Not for all, just per-superblock.

>
> Is this something we expect people to just turn on briefly when they are
> experiencing a problem, or is this something that we expect to be turned
> on and left on for long periods of time?

If this won't add much overhead even per second, let's keep sending the 
metrics to ceph always and the mount option for this switch is not 
needed any more.

And there is already a switch to enable/disable showing the metrics in 
the ceph side, if here add another switch per client, it will be also 
yucky for admins .

Let's make the update interval tunable and per second as default. Maybe 
we should make this as a global UI for all clients ?

Is this okay ?

Thanks.


> If it's the latter then setting up a mount in /etc/fstab is not going to
> be sufficient for an admin. She'll have to write a script or something
> that goes in after the mount and enables this by writing to debugfs
> after rebooting.

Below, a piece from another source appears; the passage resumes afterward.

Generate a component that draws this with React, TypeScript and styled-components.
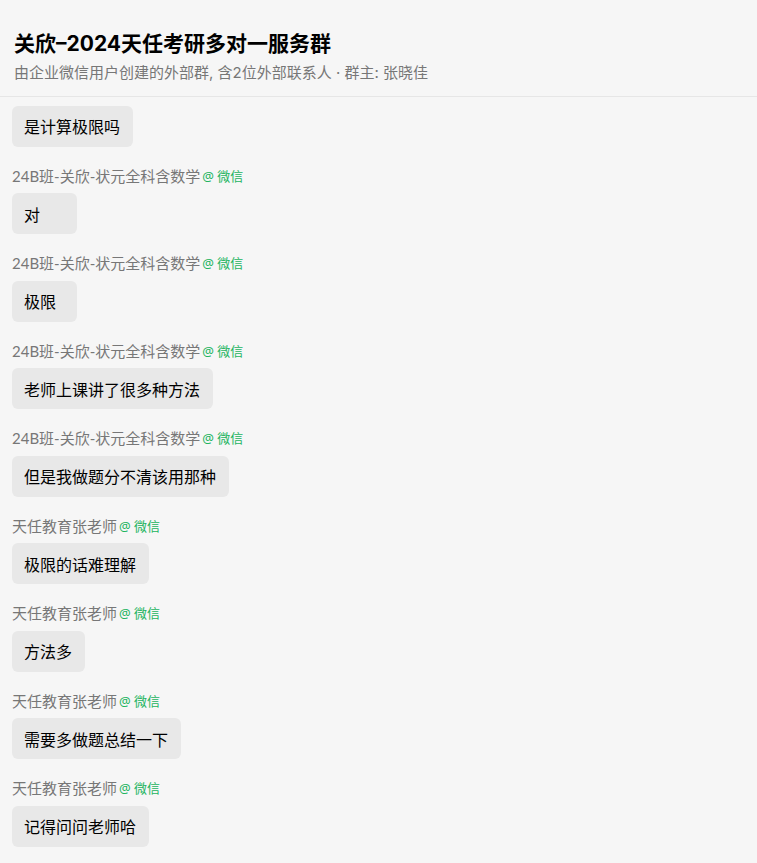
import { createGlobalStyle, styled } from 'styled-components';

const GlobalStyle = createGlobalStyle`
  html, body {
    margin: 0;
    padding: 0;
    background: #f6f6f6;
    font-family: Inter, "Noto Sans CJK SC", sans-serif;
  }
`;

const Page = styled.div`
  width: 757px;
  height: 863px;
  overflow: hidden;
  background: #f6f6f6;
`;

const Header = styled.header`
  height: 97px;
  box-sizing: border-box;
  padding: 30px 14px 0;
  border-bottom: 1px solid #e6e6e6;
`;

const Title = styled.h1`
  margin: 0;
  font-size: 21px;
  line-height: 28px;
  font-weight: 700;
  color: #000;
`;

const Subtitle = styled.p`
  margin: 3px 0 0;
  font-size: 15px;
  line-height: 24px;
  color: #777;
`;

const MessageList = styled.div`
  display: flex;
  flex-direction: column;
  align-items: flex-start;
  padding: 8.9px 12px 0;
`;

const Message = styled.div`
  display: flex;
  flex-direction: column;
  align-items: flex-start;
  margin-bottom: 19.5px;
`;

const Sender = styled.div`
  display: flex;
  align-items: center;
  height: 18px;
  margin-bottom: 9px;
  font-family: Lato, "Noto Sans CJK SC", sans-serif;
  font-size: 15px;
  color: #777;
`;

const WechatTag = styled.span`
  margin-left: 2px;
  font-family: "Noto Sans", "Noto Sans CJK SC", sans-serif;
  font-size: 13px;
  color: #22b45e;
`;

const Bubble = styled.div`
  box-sizing: border-box;
  height: 41px;
  min-width: 65px;
  padding: 0 12.5px 0 12px;
  display: flex;
  align-items: center;
  border-radius: 6px;
  background: #e8e8e8;
  font-size: 16px;
  color: #000;
`;

const GROUP_A = '24B班-关欣-状元全科含数学';
const GROUP_B = '天任教育张老师';

const messages = [
  { text: '是计算极限吗' },
  { sender: GROUP_A, text: '对' },
  { sender: GROUP_A, text: '极限' },
  { sender: GROUP_A, text: '老师上课讲了很多种方法' },
  { sender: GROUP_A, text: '但是我做题分不清该用那种' },
  { sender: GROUP_B, text: '极限的话难理解' },
  { sender: GROUP_B, text: '方法多' },
  { sender: GROUP_B, text: '需要多做题总结一下' },
  { sender: GROUP_B, text: '记得问问老师哈' },
];

const App = () => {
  return (
    <Page>
      <GlobalStyle />
      <Header>
        <Title>关欣–2024天任考研多对一服务群</Title>
        <Subtitle>由企业微信用户创建的外部群, 含2位外部联系人 · 群主: 张晓佳</Subtitle>
      </Header>
      <MessageList>
        {messages.map((message) => (
          <Message key={message.text}>
            {message.sender && (
              <Sender>
                {message.sender}
                <WechatTag>@ 微信</WechatTag>
              </Sender>
            )}
            <Bubble>{message.text}</Bubble>
          </Message>
        ))}
      </MessageList>
    </Page>
  );
};

export default App;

Yuck.
>
Jeff Layton Feb. 6, 2020, 3:21 p.m. UTC | #5
On Thu, 2020-02-06 at 20:26 +0800, Xiubo Li wrote:
> On 2020/2/6 19:31, Jeff Layton wrote:
> > On Thu, 2020-02-06 at 10:36 +0800, Xiubo Li wrote:
> > > On 2020/2/6 5:43, Jeff Layton wrote:
> > > > On Wed, 2020-01-29 at 03:27 -0500, xiubli@redhat.com wrote:
> > > [...]
> > > > > +
> > > > > +static int sending_metrics_get(void *data, u64 *val)
> > > > > +{
> > > > > +	struct ceph_fs_client *fsc = (struct ceph_fs_client *)data;
> > > > > +	struct ceph_mds_client *mdsc = fsc->mdsc;
> > > > > +
> > > > > +	mutex_lock(&mdsc->mutex);
> > > > > +	*val = (u64)mdsc->sending_metrics;
> > > > > +	mutex_unlock(&mdsc->mutex);
> > > > > +
> > > > > +	return 0;
> > > > > +}
> > > > > +DEFINE_SIMPLE_ATTRIBUTE(sending_metrics_fops, sending_metrics_get,
> > > > > +			sending_metrics_set, "%llu\n");
> > > > > +
> > > > I'd like to hear more about how we expect users to use this facility.
> > > > This debugfs file doesn't seem consistent with the rest of the UI, and I
> > > > imagine if the box reboots you'd have to (manually) re-enable it after
> > > > mount, right? Maybe this should be a mount option instead?
> > > A mount option means we must do the unmounting to disable it.
> > > 
> > Technically, no. You could wire it up so that you could enable and
> > disable it via -o remount. For example:
> > 
> >      # mount -o remount,metrics=disabled
> 
> Yeah, this is cool.
> 
> > Another option might be a module parameter if this is something that you
> > really want to be global (and not per-mount or per-session).
> > 
> > > I was thinking with the debugfs file we can do the debug or tuning even
> > > in the product setups at any time, usually this should be disabled since
> > > it will send it per second.
> > > 
> > Meh, one frame per second doesn't seem like it'll add much overhead.
> Okay.
> > Also, why one update per second? Should that interval be tunable?
> 
> Per second just keep it the same with the fuse client.
> 

Ok.

> 
> > > Or we could merge the "sending_metric" to "metrics" UI, just writing
> > > "enable"/"disable" to enable/disable sending the metrics to ceph, and
> > > just like the "reset" does to clean the metrics.
> > > 
> > > Then the "/sys/kernel/debug/ceph/XXX.clientYYY/metrics" could be
> > > writable with:
> > > 
> > > "reset"  --> to clean and reset the metrics counters
> > > 
> > > "enable" --> enable sending metrics to ceph cluster
> > > 
> > > "disable" --> disable sending metrics to ceph cluster
> > > 
> > > Will this be better ?
> > > 
> > I guess it's not clear to me how you intend for this to be used.
> > 
> > A debugfs switch means that this is being enabled and disabled on a per-
> > session basis. Is the user supposed to turn this on for all, or just one
> > session? How do they know?
> 
> Not for all, just per-superblock.
> 

If it's per-superblock, then a debugfs-based switch seems particularly
ill-suited for this, as that's really a per-session interface.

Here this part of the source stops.